Both the EOP and the ESCP Regulation procedures are meant to be conducted mainly by means of standard forms. CJEU confirmed that regarding the general scheme of Regulation No 861/2007, it must be noted that that regulation provides solely for the rights and obligations of the applicant and defendant in the main proceedings. It follows that Forms A and C in Annexes I and III to that regulation must be filled in respectively. No other section is provided for other persons who may be involved in the dispute in the main proceedings 13. In seeking to speed up litigation, the ESCP Regulation sets specific time limits for various stages of the proceedings. The text of the Regulation as well as the recent amendment do not foresee any sanctions for exceeding the time limit, apart from the foreclosure sanction for parties not complying with their duties within the set procedural time 14. The Regulation does not contain rules on the appeal. This is left to the national laws of the Member States.

As we could see, all these so-called second generation regulations have their problems and the implementation of the procedures is not as successful as it was anticipated. All three mentioned Regulations are not well-known for the public or even practitioners and they are applied quite rarely and even concrete statistical data on the application is lacked. It could be agreed that sounder and more detailed national statistics are sorely needed, and if made available will certainly provide better information on how the procedures function. This will also increase the comparability of the collected data. Better national statistics would help identify more courts experienced in handling EOP and ESCP claims and allow an investigation of possible best practices as well as their dissemination together with acquired expertise 15. Also, the national procedures influence the way the EEO, the EOP and the ESCP are applied. The limited experience and lack of understanding for practitioners means that national rules and national traditions influence more and more these procedures.
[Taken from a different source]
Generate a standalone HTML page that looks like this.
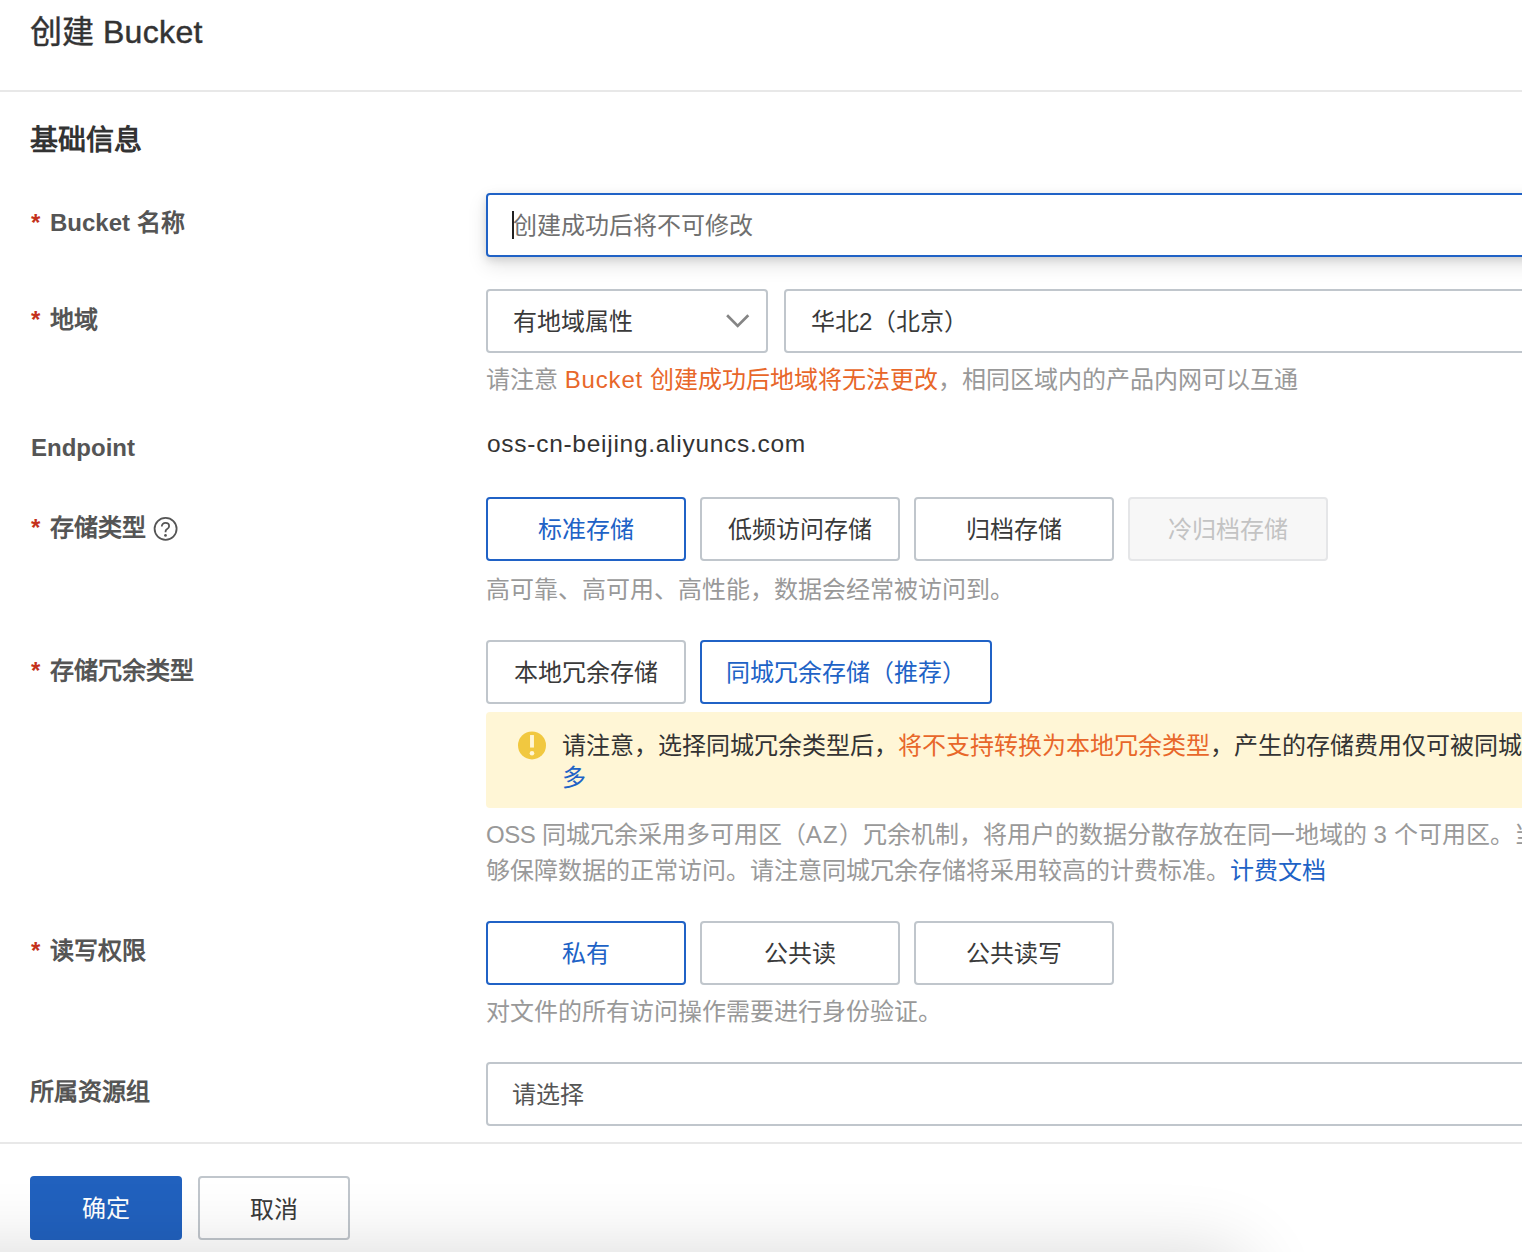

To disseminate information on Regulations more effectively, also more detailed and relevant up-to-date information must be available on e-Justice portal. A database of the most important judgments in the field of discussed Regulations would help to gather and spread information of the practice. Training of practitioners on all Regulations, not only on Brussels Ibis Regulation, should be organized more frequently in all Member States. In such way lawyers and judges would better understand in what instances which Regulation should be applied, would have broader knowledge on cross-border litigation and perhaps would interpret provisions of European instruments according to the aims of EU civil procedure. We believe that the level of awareness of Brussels Ibis Regulation is much higher as it is necessary to apply jurisdiction rules in all cross-border civil or commercial disputes and on the other hand EEO, EOP and ESCP Regulations are only of optional nature.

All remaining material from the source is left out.